No al consumo al banco, si ribellano i bar: "Interpretazione giuridicamente incomprensibile e immotivata sotto il profilo sanitario"
Col decreto "Riaperture" si può tornare a consumare caffè e aperitivi al tavolo, ma solo all'aperto. Il consumo al banco rimane vietato, una misura innecessaria secondo i gestori. Fabia Roman: "È un attacco al modello di offerta del bar italiano che si differenzia da quelli degli altri Paesi proprio perché basato sul consumo al banco"

TRENTO. Col decreto “Riaperture” le attività economiche tornano ad avere un po’ di respiro. Tra queste spiccano i bar, a cui è stato permesso di riprendere il servizio ai tavoli purché all’esterno. Resta però vietata la consumazione al banco, almeno fino al primo luglio, una restrizione spiazzante per i gestori, che la definiscono “incomprensibile e immotivata sotto il profilo sanitario”.

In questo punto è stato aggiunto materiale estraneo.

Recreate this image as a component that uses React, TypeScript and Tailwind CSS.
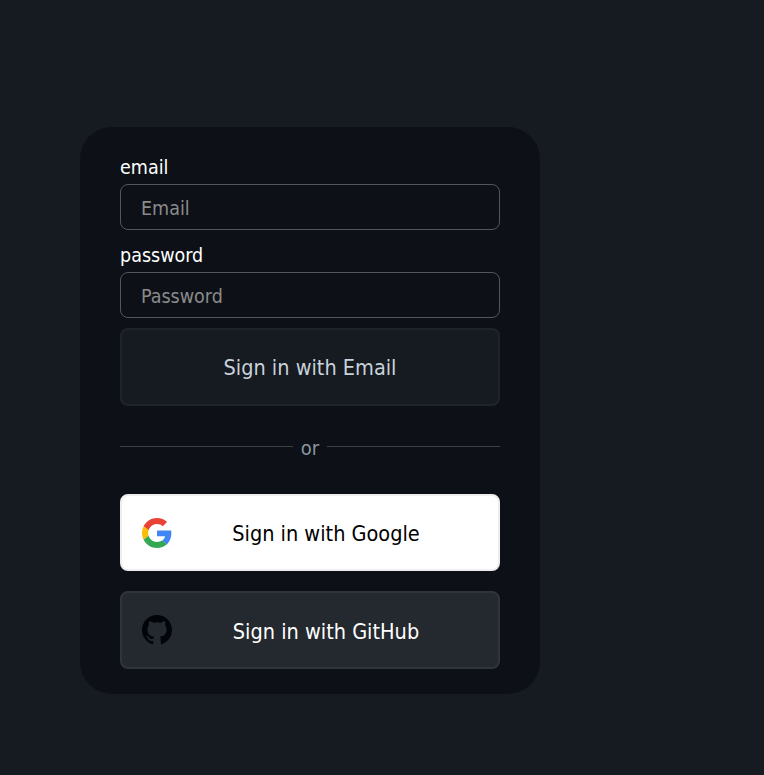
export default function App() {
  return (
    <div className="min-h-[775px] bg-[#161b22] pt-[127px] pl-[80px] font-['DejaVu_Sans_Condensed','DejaVu_Sans',sans-serif]">
      <div className="w-[460px] h-[567px] bg-[#0d1117] rounded-[32px] px-[40px] pt-[28px]">
        <label className="block text-[19.5px] leading-[25px] text-white mb-[4px]">email</label>
        <input placeholder="Email" className="block w-full h-[46px] rounded-[8px] border border-[#53565a] bg-transparent px-[20px] pt-[2px] text-[19.5px] text-white placeholder:text-[#8b8b8b] outline-none" />
        <label className="block text-[19.5px] leading-[25px] text-white mt-[13px] mb-[4px]">password</label>
        <input placeholder="Password" className="block w-full h-[46px] rounded-[8px] border border-[#53565a] bg-transparent px-[20px] pt-[2px] text-[19.5px] text-white placeholder:text-[#8b8b8b] outline-none" />
        <button className="block w-full h-[78px] mt-[10px] pt-[3px] rounded-[8px] border-2 border-[#1f242b] bg-[#161b22] text-[21.5px] text-[#c9d1d9]">Sign in with Email</button>
        <div className="flex items-center gap-[8px] mt-[29px] h-[22px]">
          <div className="flex-1 h-px bg-[#3d4043]" />
          <span className="text-[20px] leading-[22px] text-[#8b949e] relative top-[2px]">or</span>
          <div className="flex-1 h-px bg-[#3d4043]" />
        </div>
        <button className="flex items-center w-full h-[77px] mt-[37px] rounded-[8px] border-2 border-[#eeeeee] bg-white pl-[20px] text-black text-[21.5px]">
          <svg width="30" height="30" viewBox="0 0 48 48" className="shrink-0">
            <path fill="#EA4335" d="M24 9.5c3.54 0 6.71 1.22 9.21 3.6l6.85-6.85C35.9 2.38 30.47 0 24 0 14.62 0 6.51 5.38 2.56 13.22l7.98 6.19C12.43 13.72 17.74 9.5 24 9.5z" />
            <path fill="#4285F4" d="M46.98 24.55c0-1.57-.15-3.09-.38-4.55H24v9.02h12.94c-.58 2.96-2.26 5.48-4.78 7.18l7.73 6c4.51-4.18 7.09-10.36 7.09-17.65z" />
            <path fill="#FBBC05" d="M10.53 28.59c-.48-1.45-.76-2.99-.76-4.59s.27-3.14.76-4.59l-7.98-6.19C.92 16.46 0 20.12 0 24c0 3.88.92 7.54 2.56 10.78l7.97-6.19z" />
            <path fill="#34A853" d="M24 48c6.48 0 11.93-2.13 15.89-5.81l-7.73-6c-2.15 1.45-4.92 2.3-8.16 2.3-6.26 0-11.57-4.22-13.47-9.91l-7.98 6.19C6.51 42.62 14.62 48 24 48z" />
          </svg>
          <span className="flex-1 text-center pr-[18px] pt-[3px]">Sign in with Google</span>
        </button>
        <button className="flex items-center w-full h-[78px] mt-[20px] rounded-[8px] border-2 border-[#30353a] bg-[#24292f] pl-[20px] text-white text-[21.5px]">
          <svg width="30" height="30" viewBox="0 0 16 16" className="shrink-0" fill="#010409">
            <path d="M8 0C3.58 0 0 3.58 0 8c0 3.54 2.29 6.53 5.47 7.59.4.07.55-.17.55-.38 0-.19-.01-.82-.01-1.49-2.01.37-2.53-.49-2.69-.94-.09-.23-.48-.94-.82-1.13-.28-.15-.68-.52-.01-.53.63-.01 1.08.58 1.23.82.72 1.21 1.87.87 2.33.66.07-.52.28-.87.51-1.07-1.78-.2-3.64-.89-3.64-3.95 0-.87.31-1.59.82-2.15-.08-.2-.36-1.02.08-2.12 0 0 .67-.21 2.2.82.64-.18 1.32-.27 2-.27s1.36.09 2 .27c1.53-1.04 2.2-.82 2.2-.82.44 1.1.16 1.92.08 2.12.51.56.82 1.27.82 2.15 0 3.07-1.87 3.75-3.65 3.95.29.25.54.73.54 1.48 0 1.07-.01 1.93-.01 2.2 0 .21.15.46.55.38A8.01 8.01 0 0 0 16 8c0-4.42-3.58-8-8-8z" />
          </svg>
          <span className="flex-1 text-center pr-[18px] pt-[4px]">Sign in with GitHub</span>
        </button>
      </div>
    </div>
  );
}
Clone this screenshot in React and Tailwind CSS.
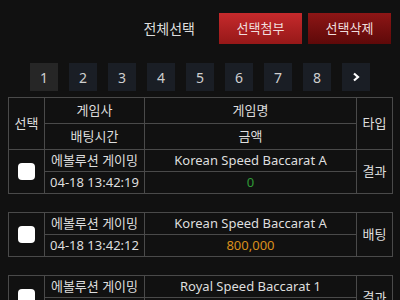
import React from 'react';

const pages = ['1', '2', '3', '4', '5', '6', '7', '8'];

const bets = [
  { vendor: '에볼루션 게이밍', game: 'Korean Speed Baccarat A', time: '04-18 13:42:19', amount: '0', color: 'text-[#2f9a36]', type: '결과' },
  { vendor: '에볼루션 게이밍', game: 'Korean Speed Baccarat A', time: '04-18 13:42:12', amount: '800,000', color: 'text-[#d98f1c]', type: '배팅' },
  { vendor: '에볼루션 게이밍', game: 'Royal Speed Baccarat 1', time: '04-18 13:42:05', amount: '800,000', color: 'text-[#2f9a36]', type: '결과' },
];

const cell = 'border border-[#4a4a4a] text-center';

const Cols = () => (
  <colgroup>
    <col className="w-[36px]" />
    <col className="w-[100px]" />
    <col className="w-[212px]" />
    <col className="w-[36px]" />
  </colgroup>
);

const App = () => {
  return (
    <div className="w-[400px] h-[300px] overflow-hidden bg-[#111111] text-[#dedede] text-[13px] font-['Noto_Sans','Noto_Sans_CJK_KR',sans-serif]">
      <div className="flex justify-end items-center pt-[13px] pr-[9px]">
        <span className="mr-[24px] text-[14px]">전체선택</span>
        <button className="w-[83px] h-[31px] text-[13px] text-[#f0dede] bg-gradient-to-b from-[#c62a2c] to-[#961818]">선택첨부</button>
        <button className="ml-[6px] w-[83px] h-[31px] text-[13px] text-[#f0dede] bg-gradient-to-b from-[#8e1616] to-[#5e0909]">선택삭제</button>
      </div>

      <div className="flex justify-center gap-[11px] mt-[19px]">
        {pages.map((p, i) => (
          <div key={p} className={`w-[28px] h-[28px] flex items-center justify-center text-[14px] ${i === 0 ? 'bg-[#262626] text-[#cfcfcf]' : 'bg-[#1a1e25] text-[#cfcfcf]'}`}>
            {p}
          </div>
        ))}
        <div className="w-[28px] h-[28px] flex items-center justify-center bg-[#1a1e25] text-white">
          <svg width="10" height="10" viewBox="0 0 10 10"><path d="M3 1.5 L7 5 L3 8.5" stroke="white" strokeWidth="2.2" fill="none" /></svg>
        </div>
      </div>

      <div className="px-[8px] mt-[6px]">
        <table className="w-[384px] table-fixed border-collapse">
          <Cols />
          <thead>
            <tr className="h-[26px]">
              <th rowSpan={2} className={`${cell} font-normal`}>선택</th>
              <th className={`${cell} font-normal`}>게임사</th>
              <th className={`${cell} font-normal`}>게임명</th>
              <th rowSpan={2} className={`${cell} font-normal`}>타입</th>
            </tr>
            <tr className="h-[26px]">
              <th className={`${cell} font-normal`}>배팅시간</th>
              <th className={`${cell} font-normal`}>금액</th>
            </tr>
          </thead>
          <tbody>
            <BetRows bet={bets[0]} />
          </tbody>
        </table>

        {bets.slice(1).map((b, i) => (
          <table key={i} className="w-[384px] table-fixed border-collapse mt-[18px]">
            <Cols />
            <tbody>
              <BetRows bet={b} />
            </tbody>
          </table>
        ))}
      </div>
    </div>
  );
};

const BetRows = ({ bet }) => (
  <>
    <tr className="h-[22px]">
      <td rowSpan={2} className={cell}>
        <div className="mx-auto w-[17px] h-[17px] rounded-[4px] bg-white" />
      </td>
      <td className={cell}>{bet.vendor}</td>
      <td className={cell}>{bet.game}</td>
      <td rowSpan={2} className={cell}>{bet.type}</td>
    </tr>
    <tr className="h-[22px]">
      <td className={cell}>{bet.time}</td>
      <td className={`${cell} ${bet.color}`}>{bet.amount}</td>
    </tr>
  </>
);

export default App;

La comunicazione del divieto di consumazione al banco è arrivata il 24 aprile, tramite una circolare in cui si fornivano interpretazioni del decreto. Confcommercio Trentino si dichiara contraria a questa interpretazione, affermando che si tratta di un’incoerenza rispetto alle direttive precedenti. “In zona gialla – scrivono – i bar hanno sempre avuto la possibilità di effettuare la somministrazione al banco anche in virtù del fatto che si tratta di un consumo veloce, che non implica una lunga permanenza all’interno degli esercizi”.
Inoltre, stando alla circolare del Ministero, mentre il servizio al banco sarà possibile al più presto il primo luglio, dai primi di giugno si potrà consumare al chiuso, ma al tavolo. “Un paradosso giuridico e sanitario”, secondo Confcommercio.
“È un attacco al modello di offerta del bar italiano - dichiara Fabia Roman, presidente dell’Associazione pubblici esercizi del Trentino - che si differenzia da quelli degli altri Paesi proprio perché basato sul consumo al banco. Un provvedimento punitivo ingiustificato anche sotto il profilo scientifico sui rischi sanitari che si corrono. Anzi la scienza continua a sostenere che il rischio di contagio cresce con l’aumento del tempo di contatto”.
L’Associazione, d’accordo col Presidente di Fipe-Confcommercio, chiede un rapido intervento del Mise, in quanto “il tema della salute pubblica al momento non può essere separato da quello della tenuta di un intero settore produttivo”. Secondo gli ultimi dati di Fipe infatti i bar avrebbero già perso 8 miliardi e 90 mila posti di lavoro.